Re: how to remove code duplication



On 11 Aug, 07:46, arnuld <sunr...@xxxxxxxxxxxxxxx> wrote:

I have created a program which creates and renames files. I have
described everything in comments.  All I have is the
cod-duplication. function like fopen, sprint and fwrite are being called
again and again.

I know to remove code-duplication I have to make functions and pass
arguments to them but I am not able to think of a way doing it. Can you
post some example for me, out of this code:

<snip waffly comments>

<snip code>

you have a 600-line main function!!!!

As a rule of thumb start to ask yourself if the function could be
split
at say 10-20 lines. A 50 line function isn't always wrong (eg. big
switch
statement) but an alarm bell should be ringing.

Step 1 write a test program that verifies your program is correct.
Perhaps base it on this skeleton

/* runs a test on the logger
the log directory contains the in files before the test
the data from the data directory is read
the log directory should containing the same files as the out
directory
*/
void run_log_test (const char *test_name)
{
char test_dir_in [80];
char test_dir_out [80];
sprintf (test_dir_in, "test%s/in", test_name);
sprintf (test_dir_dat, "test%s/data", test_name);
sprintf (test_dir_out, "test%s/out", test_name);

clear_log_directory();
copy (test_dir_in, log);
read_data (test_dir_dat);
match_dir (log, test_dir_out); /* calls assert if any files
don't match */
}

void test_logger()
{
run_log_test ("1");
run_log_test ("2");
run_log_test ("3");
}

it should be designed so you don't have to check data
by hand- the program does it all for you.
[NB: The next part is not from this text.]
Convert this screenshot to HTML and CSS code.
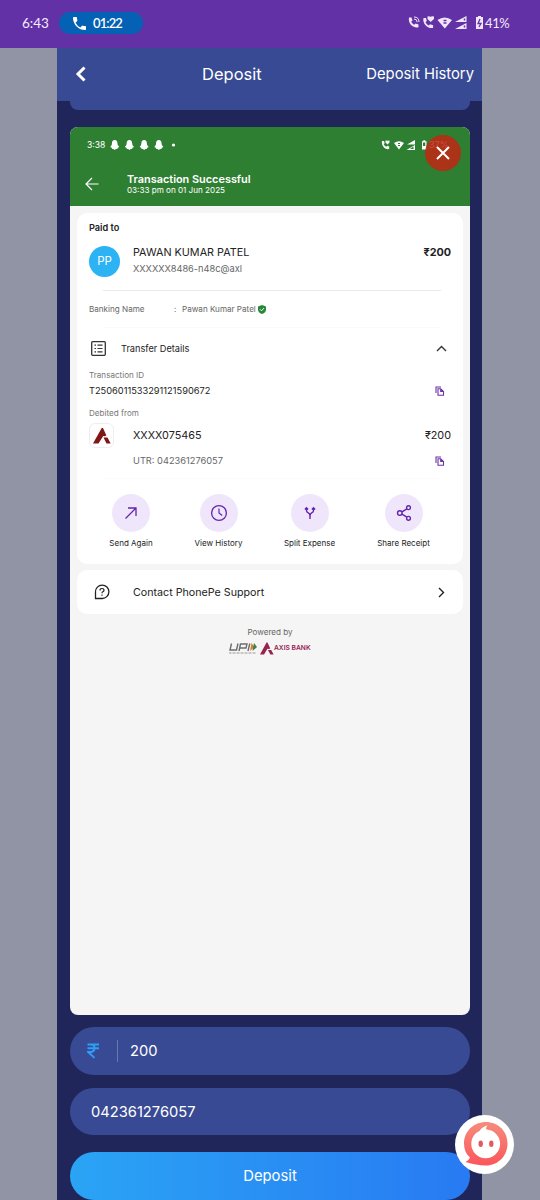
FILE: index.html
```html
<!DOCTYPE html>
<html lang="en">
<head>
<meta charset="utf-8">
<title>Deposit</title>
<link rel="stylesheet" href="styles.css">
</head>
<body>
<div class="status">
  <span class="clock">6:43</span>
  <span class="call"><svg class="phone" viewBox="3 3 18 18"><path fill="#fff" d="M6.600 10.800a15 15 0 0 0 6.600 6.600l2.200-2.200a1 1 0 0 1 1-.24 11.400 11.400 0 0 0 3.600.57 1 1 0 0 1 1 1V20a1 1 0 0 1-1 1A17 17 0 0 1 3 4a1 1 0 0 1 1-1h3.500a1 1 0 0 1 1 1c0 1.250.2 2.450.57 3.570a1 1 0 0 1-.25 1.020z"/></svg><span>01:22</span></span>
  <svg class="status-icons" width="78" height="16" viewBox="0 0 78 16">
    <g fill="#f0e6fa">
      <path d="M2 2.500h2.500l1 3-1.300 1.200a8 8 0 0 0 3 3L8.500 8.400l3 1v2.800C6 13.500.8 8.500 2 2.500z"/>
      <path d="M16.500 3h2.500l.8 3-1.300 1.200a8 8 0 0 0 3.300 3.300l1.300-1.300 3 1v2.800C20.500 14 15.200 8.500 16.500 3z"/>
      <path d="M20.500 1.500q1.500-.5 3 .2q1.500-.7 3.500-.2v2.500l-3.300 3-3.200-3z"/>
      <path d="M30.500 5q7-5 14.500 0l-7.200 8.500z"/>
      <path d="M59.500 1v6H48zM59.500 8v6H48z"/>
      <path d="M69 2h2V1h3v1h2v12h-7z"/>
    </g>
    <path d="M7 4q3.200 0 3.200 3.200M7 2q5 0 5 5" fill="none" stroke="#f0e6fa"/>
    <path d="M36.500 5.500h3M36.500 8h3M57.500 3.500v2M57.500 10.500v2" stroke="#6331a6" stroke-width="1.500"/>
    <path d="M73 4l-2 4.500h3L72 12" fill="none" stroke="#6331a6" stroke-width="1.300"/>
  </svg>
  <span class="battery">41%</span>
</div>

<div class="app">
  <div class="header">
    <svg class="back" width="12" height="18" viewBox="0 0 12 18"><path d="M9.500 2.500L3 9l6.500 6.500" fill="none" stroke="#fff" stroke-width="3"/></svg>
    <span class="title">Deposit</span>
    <span class="history">Deposit History</span>
  </div>
  <div class="panel-end"></div>

  <div class="receipt">
    <div class="success">
      <div class="mini-status">
        <span class="mini-time">3:38</span>
        <svg width="70" height="12" viewBox="0 0 70 12">
          <defs><path id="ghost" fill="#fff" d="M4.700 1C2.800 1 2 2.400 2 4L1.700 6 .2 8l1.500.8.5 1.200h1.300l1.200 1 1.300-1h1.300l.5-1.200L9.300 8 7.700 6l-.3-2C7.400 2.400 6.600 1 4.700 1z"/></defs>
          <use href="#ghost"/><use href="#ghost" x="14.700"/><use href="#ghost" x="29.400"/><use href="#ghost" x="44.100"/>
          <circle cx="63.500" cy="6" r="1.600" fill="#fff"/>
        </svg>
        <svg class="mini-right" width="48" height="12" viewBox="0 0 48 12">
          <path fill="#fff" d="M1 2h2l.7 2.200-1 1a7 7 0 0 0 2.500 2.500l1-1 2 .8V10C4 11 0 6.500 1 2zM4.500 1.500l2 .3 2-.3v2L6.500 5.500l-2-2zM13 4q5-3.500 10 0l-5 6.500z"/>
          <path fill="#fff" d="M34 1v4.500h-8zM41 2.200h1.300V1.300h1.900v.9h1.300V10.500H41zM34 6v5h-8.500z"/>
          <path fill="#2f7f33" d="M17 4h2v1h-2zM17 6h2v1h-2zM32.500 7.500v2.500h-3.500zM42 3.500h2.300V7H42z"/>
        </svg>
        <span class="mini-pct">37%</span>
      </div>
      <div class="success-row">
        <svg class="arrow" width="14" height="14" viewBox="0 0 14 14"><path d="M13.500 7H1M7 1L1 7l6 6" fill="none" stroke="#fff" stroke-width="1.200"/></svg>
        <div class="success-text"><div class="ok">Transaction Successful</div><div class="when">03:33 pm on 01 Jun 2025</div></div>
      </div>
      <div class="close"><svg width="16" height="16" viewBox="0 0 16 16"><path d="M2 2l12 12M14 2L2 14" stroke="#fff" stroke-width="2"/></svg></div>
    </div>

    <div class="card">
      <div class="paid">Paid to</div>
      <div class="payee">
        <div class="avatar">PP</div>
        <div class="payee-text"><div class="name">PAWAN KUMAR PATEL</div><div class="vpa">XXXXXX8486-n48c@axl</div></div>
        <div class="amount">₹200</div>
      </div>
      <div class="rule"></div>
      <div class="banking"><span class="bank-label">Banking Name</span><span class="colon">:</span><span class="bank-name">Pawan Kumar Patel</span>
        <svg width="8" height="9" viewBox="0 0 8 9"><path d="M4 0l4 1.400v3Q8 7.500 4 9 0 7.500 0 4.400v-3z" fill="#28883a"/><path d="M2 4.300l1.500 1.500 2.500-2.700" fill="none" stroke="#fff"/></svg></div>
      <div class="rule faint"></div>
      <div class="transfer">
        <svg width="15" height="15" viewBox="0 0 15 15"><rect x=".7" y=".7" width="13.600" height="13.600" rx="1" fill="none" stroke="#333" stroke-width="1.300"/><path d="M3.500 4.200h1.500M3.500 7.500h1.500M3.500 10.800h1.500M6.500 4.200h5M6.500 7.500h5M6.500 10.800h5" stroke="#333" stroke-width="1.200"/></svg>
        <span class="transfer-label">Transfer Details</span>
        <svg class="chev-up" width="11" height="7" viewBox="0 0 11 7"><path d="M1 6l4.500-4.500L10 6" fill="none" stroke="#333" stroke-width="1.400"/></svg>
      </div>
      <div class="small-label">Transaction ID</div>
      <div class="tid"><span>T2506011533291121590672</span>
        <svg class="copy" width="10" height="10" viewBox="0 0 10 10"><path d="M1 7V1h5M3 9.300V2.800h2.700L8.500 5.500v3.800zM5.700 2.800v2.700h2.800" fill="none" stroke="#6b32ac" stroke-width="1.100"/></svg></div>
      <div class="small-label debit-label">Debited from</div>
      <div class="account">
        <div class="axis"><svg width="18" height="16" viewBox="0 0 18 16"><path d="M8.700 0h1.300l3.400 7.500-1.800.7-1.400-.2L5.500 15.500H0zM10.500 9.500h4l3.200 6h-4.200z" fill="#7e1716"/></svg></div>
        <span class="acct">XXXX075465</span><span class="acct-amount">₹200</span>
      </div>
      <div class="utr"><span>UTR: 042361276057</span>
        <svg class="copy" width="10" height="10" viewBox="0 0 10 10"><path d="M1 7V1h5M3 9.300V2.800h2.700L8.500 5.500v3.800zM5.700 2.800v2.700h2.800" fill="none" stroke="#6b32ac" stroke-width="1.100"/></svg></div>
      <div class="rule faint"></div>
      <div class="actions">
        <div class="action"><div class="disc"><svg viewBox="0 0 18 18"><path d="M3.500 14.500L14 4M6 4h8v8" fill="none" stroke="#6426ad" stroke-width="1.300"/></svg></div><span>Send Again</span></div>
        <div class="action"><div class="disc"><svg viewBox="0 0 18 18"><circle cx="9" cy="9" r="7.400" fill="none" stroke="#6426ad" stroke-width="1.300"/><path d="M9 4.500V9l3.200 2.500" fill="none" stroke="#6426ad" stroke-width="1.200"/></svg></div><span>View History</span></div>
        <div class="action"><div class="disc"><svg viewBox="0 0 18 18"><path d="M5.500 4v2.500Q5.500 8 7 8.700q2 1 2 3V15M12.500 4v2.500q0 1.500-1.500 2.200-2 1-2 3M3.900 5.500L5.500 3.800l1.600 1.700M10.900 5.500L12.500 3.800l1.600 1.700" fill="none" stroke="#6426ad" stroke-width="1.400"/></svg></div><span>Split Expense</span></div>
        <div class="action"><div class="disc"><svg viewBox="0 0 18 18"><g fill="none" stroke="#6426ad" stroke-width="1.400"><circle cx="4.800" cy="9" r="2.300"/><circle cx="13.500" cy="3.700" r="1.900"/><circle cx="13.500" cy="14.300" r="1.900"/><path d="M7 7.800l4.900-3M7 10.200l4.900 3"/></g></svg></div><span>Share Receipt</span></div>
      </div>
    </div>

    <div class="support">
      <svg width="16" height="16" viewBox="0 0 16 16"><path d="M1.500 14.500V8A6.700 6.700 0 1 1 8 14.500z" fill="none" stroke="#222" stroke-width="1.300"/><path d="M6 6.500q0-2 2-2t2 1.700q0 1-1.200 1.600-.8.400-.8 1.500M8 10.500v1.200" fill="none" stroke="#222" stroke-width="1.200"/></svg>
      <span class="support-label">Contact PhonePe Support</span>
      <svg class="chev-right" width="7" height="11" viewBox="0 0 7 11"><path d="M1 1l4.500 4.500L1 10" fill="none" stroke="#222" stroke-width="1.400"/></svg>
    </div>
    <div class="powered">Powered by</div>
    <div class="brands">
      <svg width="30" height="13" viewBox="0 0 30 13"><path d="M3.500 1.500L2 8h6.500L10 1.500M11 9l1.500-7H19l-1 4h-6M20 9l1.800-7.500" fill="none" stroke="#6b6d70" stroke-width="1.400"/><path d="M23.500 1l3 4-4.500 4z" fill="#e8772e"/><path d="M26 1l3 4-4.500 4z" fill="#368448"/><path d="M1 11h27" stroke="#999" stroke-width="1" stroke-dasharray="2 .5 1 .5"/></svg>
      <svg class="axis-mark" width="14" height="13" viewBox="0 0 15 13"><path d="M7 0h1l3 6.500-1.500.5-1.500-.3L4.300 13H0zM8.500 8H12l2.600 5h-3.500z" fill="#972350"/></svg>
      <span class="axis-name">AXIS BANK</span>
    </div>
  </div>

  <div class="field amount-field">
    <svg width="12" height="16" viewBox="0 0 12 16"><path d="M.5 1.500h11.500M.5 5.300h11.500M.5 1.500H4q3.500 0 3.500 3.600T4 8.900H1.200l6.300 6" fill="none" stroke="#2e9df5" stroke-width="2"/></svg>
    <span class="sep"></span><span class="value">200</span>
  </div>
  <div class="field ref-field">042361276057</div>
  <div class="submit">Deposit</div>
</div>

<div class="chat">
  <svg width="59" height="59" viewBox="0 0 59 59"><defs><linearGradient id="coral" x2="0" y2="1"><stop stop-color="#f58d7c"/><stop offset="1" stop-color="#fb555b"/></linearGradient></defs>
    <path d="M31 7C43 7 52.500 16 52.500 28.500S43 50.500 31 50.500C24 50.500 18 49 10.500 47Q14 45.500 15 42.500C11 39 9 34.500 9 28.500 9 16 19 7 31 7z" fill="url(#coral)"/>
    <path d="M31.500 14.500Q30.500 12.500 32.500 10.500 27 11.500 24.500 16C19.500 18 16.300 23 16.300 29A14.400 14.400 0 1 0 31.500 14.500z" fill="#fff"/>
    <ellipse cx="25.700" cy="28.700" rx="2.200" ry="3.300" fill="#df5b61"/><ellipse cx="36.300" cy="28.700" rx="2.200" ry="3.300" fill="#df5b61"/></svg>
</div>
</body>
</html>
```
FILE: styles.css
```css
* { box-sizing: border-box; }
body { margin: 0; width: 540px; height: 1200px; overflow: hidden; background: #9194a4; font-family: Inter, sans-serif; color: #222; position: relative; }
svg { display: block; flex: none; }
span, .ok, .when, .name, .vpa { white-space: nowrap; }

.status { height: 48px; background: #6331a6; display: flex; align-items: center; padding: 0 30px 2px 22px; font: 13px Lato, sans-serif; color: #f4ebfc; }
.clock { width: 37px; font-size: 13.500px; }
.call { width: 84px; height: 22px; border-radius: 11px; background: #0461b4; display: flex; align-items: center; gap: 7px; padding-left: 14px; color: #fff; font-weight: 600; letter-spacing: -.9px; }
.phone { width: 13px; height: 13px; }
.status-icons { margin-left: auto; }
.battery { width: 25px; letter-spacing: -.4px; }

.app { width: 425px; height: 1152px; margin-left: 57px; background: #21265a; }
.header { height: 53px; background: #384a93; color: #fff; display: flex; align-items: center; padding: 0 8px 2px 18px; }
.title { margin-left: 115px; font-size: 16.500px; }
.history { margin-left: auto; font-size: 14.800px; }
.panel-end { height: 9px; margin: 0 12px 0 13px; background: #384a93; border-radius: 0 0 8px 8px; }

.receipt { margin: 17px 12px 0 13px; height: 888px; border-radius: 8px; background: #f5f5f5; overflow: hidden; }
.success { height: 79px; background: #2f7f33; color: #fff; position: relative; }
.mini-status { height: 35px; display: flex; align-items: center; padding-left: 17px; font-size: 8.500px; }
.mini-time { width: 23px; }
.mini-right { margin-left: auto; }
.mini-pct { width: 41px; font-size: 9px; }
.success-row { display: flex; align-items: center; height: 43px; padding-left: 15px; }
.success-text { margin-left: 28px; }
.ok { font-size: 10.900px; font-weight: 600; line-height: 12px; }
.when { font-size: 8.100px; line-height: 10px; }
.close { position: absolute; right: 9px; top: 8px; width: 36px; height: 36px; border-radius: 50%; background: rgba(198, 34, 18, .82); display: flex; align-items: center; justify-content: center; }

.card { margin: 7px 7px 0; height: 351px; border-radius: 10px; background: #fff; padding: 0 12px; }
.paid { height: 30px; line-height: 30px; font-size: 9.200px; font-weight: 600; }
.payee { height: 37px; display: flex; align-items: center; }
.avatar { width: 31px; height: 31px; border-radius: 50%; background: #2bb3f4; color: #fff; font-size: 11.500px; text-align: center; line-height: 31px; }
.payee-text { margin: 0 auto 3px 13px; }
.name { font-size: 10.800px; line-height: 16px; }
.vpa { font-size: 9.250px; line-height: 15px; color: #666; }
.amount { font-size: 10.800px; font-weight: 700; margin-bottom: 19px; }
.rule { height: 1px; background: #eaeaea; margin: 10px 10px 0 14px; }
.banking { height: 36px; display: flex; align-items: center; font-size: 8.100px; color: #666; }
.bank-label { width: 85px; }
.colon { width: 8px; }
.bank-name { margin-right: 2px; }
.faint { background: #fafafa; margin-top: 0; }
.transfer { height: 40px; display: flex; align-items: center; padding: 0 4px 0 2px; }
.transfer-label { font-size: 9.200px; margin-left: 15px; }
.chev-up { margin-left: auto; }
.small-label { font-size: 8.100px; line-height: 15px; height: 15px; color: #777; }
.tid, .utr { height: 15px; display: flex; align-items: center; font-size: 9.250px; }
.copy { margin: 0 6px 0 auto; }
.debit-label { margin-top: 8px; }
.account { height: 29px; display: flex; align-items: center; font-size: 10.800px; }
.axis { width: 25px; height: 25px; border: 1px solid #eee; border-radius: 6px; display: flex; align-items: center; justify-content: center; }
.acct { margin-left: 19px; }
.acct-amount { margin-left: auto; }
.utr { height: 21px; padding-left: 44px; color: #666; }
.utr + .rule { margin-top: 7px; }
.actions { display: grid; grid-template-columns: 84px 91px 91px 97px; padding-top: 15px; }
.action { display: flex; flex-direction: column; align-items: center; font-size: 8px; }
.disc { width: 38px; height: 38px; border-radius: 50%; background: #f0e6fb; display: flex; align-items: center; justify-content: center; margin-bottom: 6px; }
.disc svg { width: 18px; height: 18px; }

.support { margin: 6px 7px 0; height: 44px; border-radius: 10px; background: #fff; display: flex; align-items: center; padding: 0 18px 0 17px; }
.support-label { font-size: 10.700px; margin-left: 23px; }
.chev-right { margin-left: auto; }
.powered { text-align: center; font-size: 8.100px; line-height: 14px; margin-top: 11px; color: #666; }
.brands { display: flex; align-items: center; margin: 3px 0 0 158px; }
.axis-mark { margin-left: 2px; }
.axis-name { font-size: 6.700px; font-weight: 600; color: #972350; line-height: 12px; padding-bottom: 1px; }

.field { margin: 12px 12px 0 13px; height: 48px; border-radius: 24px; background: #384a93; color: #fff; display: flex; align-items: center; font-size: 14.700px; }
.amount-field { padding-left: 17px; }
.sep { width: 1px; height: 22px; background: #6978ae; margin: 0 12px 0 18px; }
.value { padding-bottom: 1px; }
.ref-field { height: 47px; margin-top: 13px; padding-left: 21px; }
.submit { margin: 17px 12px 0 13px; height: 48px; border-radius: 24px; background: linear-gradient(90deg, #2aa4f5, #287af2); color: #fff; text-align: center; font-size: 14.800px; line-height: 48px; }
.chat { position: absolute; left: 455px; top: 1115px; width: 59px; height: 59px; border-radius: 50%; background: #fff; overflow: hidden; }
```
Write some tests that verify it behaves correctly for various
scenarios.

eg. no 0.log short input (no file roll-over)
0.log present short input
medium input (rolls over to 1.log)
long input (less than log max files created)
very long input (files have to be deleted)
anything else that might stress your program

step 2 run the tests
step 3 identify short bits of repetitive code.
create functions from the repeated code.
call the functions where the code was repeated.

step 4 run the test



At the moment your code is so tangled its hard to pick out
simple bits of repetitive code.

I'd "wrapper" calls like these

if( sprintf(log_name, LOG_NAME, log_cnt) < 0 )
{
perror("SPRINTF ERROR -- near line 217");
exit( EXIT_FAILURE );
}

void make_name (char *log_name, int log_cnt)
{
if( sprintf(log_name, LOG_NAME, log_cnt) < 0 )
{
perror("SPRINTF ERROR -- near line 217");
exit( EXIT_FAILURE );
}
}

which doesn't save you much but you call them a lot.
Similarly fopen(), fwrite(), fclose().

As a rule of thumb if you find yourself using block comments
like

//
=========================================================================­
===========
//========================== RENAME MECHANISM ========================================


then that is *begging* to be turned into a function. Even
if it only appears once it will simplify you main.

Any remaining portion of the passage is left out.